Return the material exactly as supplied, apart from the pictures, which are omitted.

━━━━━━━━━━

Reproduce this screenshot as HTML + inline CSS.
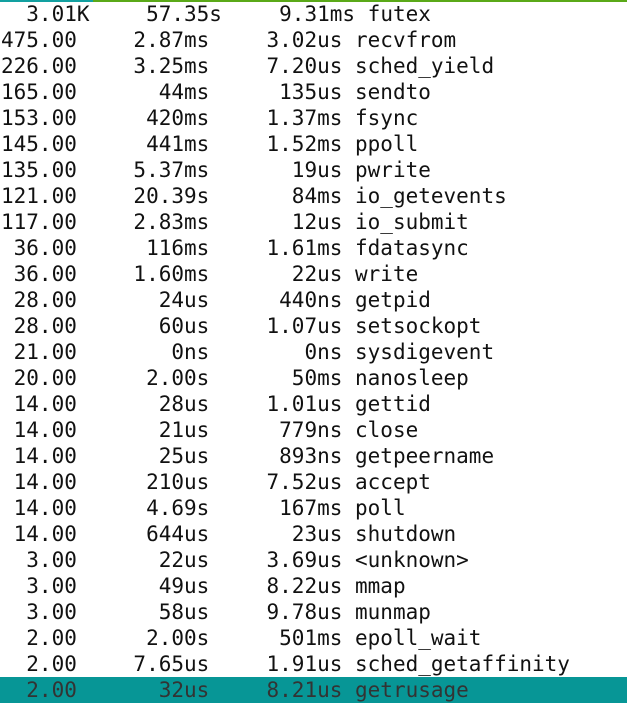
<!DOCTYPE html>
<html><head><meta charset="utf-8"><style>
html,body{margin:0;padding:0;background:#fff;width:627px;height:728px;overflow:hidden;position:relative}
.bar1{position:absolute;left:0;top:0;width:93px;height:2px;background:#12a0a0}
.bar2{position:absolute;left:93px;top:0;width:534px;height:2px;background:#5aa918}
pre{position:absolute;left:1px;top:1px;margin:0;font-family:"DejaVu Sans Mono","Liberation Mono",monospace;font-size:21px;line-height:26px;color:#111}
pre b{font-weight:normal;position:relative;left:6px}
.hl{display:block;background:#079696;color:#333;width:627px;margin-left:-1px;padding-left:1px}
</style></head><body>
<div class="bar1"></div><div class="bar2"></div>
<pre>  3.01K<b>    57.35s</b>     9.31ms futex
475.00<b>    2.87ms</b>     3.02us recvfrom
226.00<b>    3.25ms</b>     7.20us sched_yield
165.00<b>      44ms</b>      135us sendto
153.00<b>     420ms</b>     1.37ms fsync
145.00<b>     441ms</b>     1.52ms ppoll
135.00<b>    5.37ms</b>       19us pwrite
121.00<b>    20.39s</b>       84ms io_getevents
117.00<b>    2.83ms</b>       12us io_submit
 36.00<b>     116ms</b>     1.61ms fdatasync
 36.00<b>    1.60ms</b>       22us write
 28.00<b>      24us</b>      440ns getpid
 28.00<b>      60us</b>     1.07us setsockopt
 21.00<b>       0ns</b>        0ns sysdigevent
 20.00<b>     2.00s</b>       50ms nanosleep
 14.00<b>      28us</b>     1.01us gettid
 14.00<b>      21us</b>      779ns close
 14.00<b>      25us</b>      893ns getpeername
 14.00<b>     210us</b>     7.52us accept
 14.00<b>     4.69s</b>      167ms poll
 14.00<b>     644us</b>       23us shutdown
  3.00<b>      22us</b>     3.69us &lt;unknown&gt;
  3.00<b>      49us</b>     8.22us mmap
  3.00<b>      58us</b>     9.78us munmap
  2.00<b>     2.00s</b>      501ms epoll_wait
  2.00<b>    7.65us</b>     1.91us sched_getaffinity
<span class="hl">  2.00<b>      32us</b>     8.21us getrusage</span></pre>
</body></html>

━━━━━━━━━━

■ Answer to this exercise ■
Reproduce this screenshot as HTML + inline CSS.
<!DOCTYPE html>
<html><head><meta charset="utf-8"><style>
html,body{margin:0;padding:0;background:#fff;width:627px;height:728px;overflow:hidden;position:relative}
.bar1{position:absolute;left:0;top:0;width:93px;height:2px;background:#12a0a0}
.bar2{position:absolute;left:93px;top:0;width:534px;height:2px;background:#5aa918}
pre{position:absolute;left:1px;top:1px;margin:0;font-family:"DejaVu Sans Mono","Liberation Mono",monospace;font-size:21px;line-height:26px;color:#111}
pre b{font-weight:normal;position:relative;left:6px}
.hl{display:block;background:#079696;color:#333;width:627px;margin-left:-1px;padding-left:1px}
</style></head><body>
<div class="bar1"></div><div class="bar2"></div>
<pre>  3.01K<b>    57.35s</b>     9.31ms futex
475.00<b>    2.87ms</b>     3.02us recvfrom
226.00<b>    3.25ms</b>     7.20us sched_yield
165.00<b>      44ms</b>      135us sendto
153.00<b>     420ms</b>     1.37ms fsync
145.00<b>     441ms</b>     1.52ms ppoll
135.00<b>    5.37ms</b>       19us pwrite
121.00<b>    20.39s</b>       84ms io_getevents
117.00<b>    2.83ms</b>       12us io_submit
 36.00<b>     116ms</b>     1.61ms fdatasync
 36.00<b>    1.60ms</b>       22us write
 28.00<b>      24us</b>      440ns getpid
 28.00<b>      60us</b>     1.07us setsockopt
 21.00<b>       0ns</b>        0ns sysdigevent
 20.00<b>     2.00s</b>       50ms nanosleep
 14.00<b>      28us</b>     1.01us gettid
 14.00<b>      21us</b>      779ns close
 14.00<b>      25us</b>      893ns getpeername
 14.00<b>     210us</b>     7.52us accept
 14.00<b>     4.69s</b>      167ms poll
 14.00<b>     644us</b>       23us shutdown
  3.00<b>      22us</b>     3.69us &lt;unknown&gt;
  3.00<b>      49us</b>     8.22us mmap
  3.00<b>      58us</b>     9.78us munmap
  2.00<b>     2.00s</b>      501ms epoll_wait
  2.00<b>    7.65us</b>     1.91us sched_getaffinity
<span class="hl">  2.00<b>      32us</b>     8.21us getrusage</span></pre>
</body></html>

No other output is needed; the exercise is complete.